Nissan has even managed to make the climate controls sexy. Called I-CON (for Integrated Control) by the marketers, the center stack's lower knobs and buttons serve double duty, controlling the climate system and the driving mode. Tapping the "Climate" or "D-Mode" button alters the illumination and function of the controls while the LCD flips between climate information, an eco rating, torque, or boost. We just wish the audio and navigation controls-tiny buttons and knobs in a bland, bricklike head unit-were given as much attention and real estate.
To the uninitiated, Michigan Tech's Winter Carnival appears to be a collection of WTF. The schedule lists events like ice bowling, a human dogsled race (won by a team using two car hoods as a sled), the Yooper sprint (participants wear one snowshoe and one cross-country ski), and a beard contest, but the signature is the snow-statue competition with sculptures as tall and well-engineered as the buildings they stand next to.
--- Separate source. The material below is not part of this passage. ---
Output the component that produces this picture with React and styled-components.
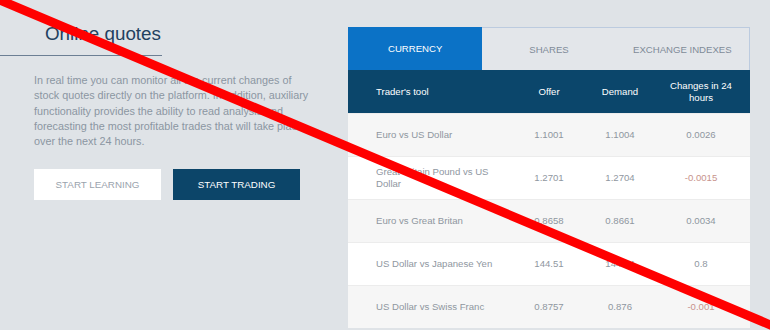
import styled, { createGlobalStyle } from 'styled-components'

const GlobalStyle = createGlobalStyle`
  * { box-sizing: border-box; }
  html, body {
    margin: 0;
    padding: 0;
    background: #dfe3e7;
    font-family: "Liberation Sans", Arial, sans-serif;
  }
`

const Page = styled.div`
  position: relative;
  width: 770px;
  height: 330px;
  overflow: hidden;
  display: flex;
  align-items: flex-start;
`

const Left = styled.div`
  width: 348px;
  padding-top: 22px;
`

const Heading = styled.h2`
  margin: 0;
  width: 162px;
  padding: 0 0 9px 45px;
  border-bottom: 1px solid #6c7f94;
  font-size: 18.8px;
  line-height: 24px;
  font-weight: 400;
  white-space: nowrap;
  color: #22405f;
`

const Text = styled.p`
  margin: 17px 0 0;
  padding-left: 34px;
  width: 316px;
  font-size: 10.8px;
  line-height: 15.3px;
  color: #8b96a2;
`

const Buttons = styled.div`
  display: flex;
  gap: 12px;
  margin-top: 20px;
  padding-left: 34px;
`

const Button = styled.button`
  width: 127px;
  height: 31px;
  padding: 0;
  border: none;
  font-family: inherit;
  font-size: 9.8px;
  text-transform: uppercase;
  background: ${p => (p.$primary ? '#0c4569' : '#ffffff')};
  color: ${p => (p.$primary ? '#ffffff' : '#9aa3ad')};
`

const Panel = styled.div`
  margin-top: 27px;
  width: 402px;
`

const Tabs = styled.div`
  display: grid;
  grid-template-columns: repeat(3, 1fr);
  height: 43px;
  border: 1px solid #bccbdf;
  border-bottom: none;
`

const Tab = styled.div`
  display: flex;
  align-items: center;
  justify-content: center;
  font-size: 9.6px;
  text-transform: uppercase;
  background: ${p => (p.$active ? '#0b72c6' : '#e3e6ea')};
  color: ${p => (p.$active ? '#ffffff' : '#7f8b98')};
  margin: ${p => (p.$active ? '-1px 0 0 -1px' : '0')};
`

const Row = styled.div`
  display: grid;
  grid-template-columns: 170px 62px 80px 82px;
  align-items: center;
  height: 43px;
  padding-right: 8px;
  font-size: 9.6px;
  line-height: 12px;
  background: ${p => (p.$head ? '#0b466b' : p.$odd ? '#f6f6f6' : '#ffffff')};
  color: ${p => (p.$head ? '#ffffff' : '#8f979f')};
  border-top: ${p => (p.$head ? 'none' : '1px solid #ececec')};
`

const Tool = styled.div`
  padding-left: 28px;
  padding-right: 12px;
`

const Cell = styled.div`
  text-align: center;
  color: ${p => (p.$neg ? '#c8938c' : 'inherit')};
`

const Slash = styled.svg`
  position: absolute;
  left: 0;
  top: 0;
  pointer-events: none;
`

const quotes = [
  ['Euro vs US Dollar', '1.1001', '1.1004', '0.0026'],
  ['Great Britain Pound vs US Dollar', '1.2701', '1.2704', '-0.0015'],
  ['Euro vs Great Britan', '0.8658', '0.8661', '0.0034'],
  ['US Dollar vs Japanese Yen', '144.51', '144.54', '0.8'],
  ['US Dollar vs Swiss Franc', '0.8757', '0.876', '-0.001'],
]

export default function App() {
  return (
    <Page>
      <GlobalStyle />
      <Left>
        <Heading>Online quotes</Heading>
        <Text>
          In real time you can monitor all the current changes of stock quotes directly on the
          platform. In addition, auxiliary functionality provides the ability to read analysis and
          forecasting the most profitable trades that will take place over the next 24 hours.
        </Text>
        <Buttons>
          <Button>Start learning</Button>
          <Button $primary>Start trading</Button>
        </Buttons>
      </Left>
      <Panel>
        <Tabs>
          <Tab $active>Currency</Tab>
          <Tab>Shares</Tab>
          <Tab>Exchange indexes</Tab>
        </Tabs>
        <Row $head>
          <Tool>Trader's tool</Tool>
          <Cell>Offer</Cell>
          <Cell>Demand</Cell>
          <Cell>Changes in 24 hours</Cell>
        </Row>
        {quotes.map((q, i) => (
          <Row key={q[0]} $odd={i % 2 === 0}>
            <Tool>{q[0]}</Tool>
            <Cell>{q[1]}</Cell>
            <Cell>{q[2]}</Cell>
            <Cell $neg={q[3].startsWith('-')}>{q[3]}</Cell>
          </Row>
        ))}
      </Panel>
      <Slash width="770" height="330" viewBox="0 0 770 330">
        <line x1="-5" y1="-2" x2="780" y2="329" stroke="#ff0000" strokeWidth="9" />
      </Slash>
    </Page>
  )
}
More than fifty fraternities, sororities, dorms, and clubs compete in either a monthlong manufacturing process or a one-night snow-packing spree. Snow, delivered one pickup load at a time, is mixed with water and pressed into large plywood forms. Machetes butcher the resulting ice blocks into shape, while clothing irons sear texture and detail into an icy finish. This year's theme revolves around books, so there's Harry Potter, The Little Engine That Could, and a ten-foot-tall toilet celebrating the childhood tome Everyone Poops. The sculpture that catches our eye, however, has nothing to do with reading. In fact, it's not so much a snow statue as it is a snow speaker cabinet, measuring roughly twenty feet wide and ten feet tall and holding sixty-eight speakers wired to a 20-kilowatt generator. Photographer A. J. Mueller envisions a shot with partiers, the speaker wall, and the Juke, so he interrupts the students screwing speakers into their plywood cutouts and proposes we bring the Nissan back in a couple hours. "Are you sure you want to do that?" one student asks. "Last year they flipped a car."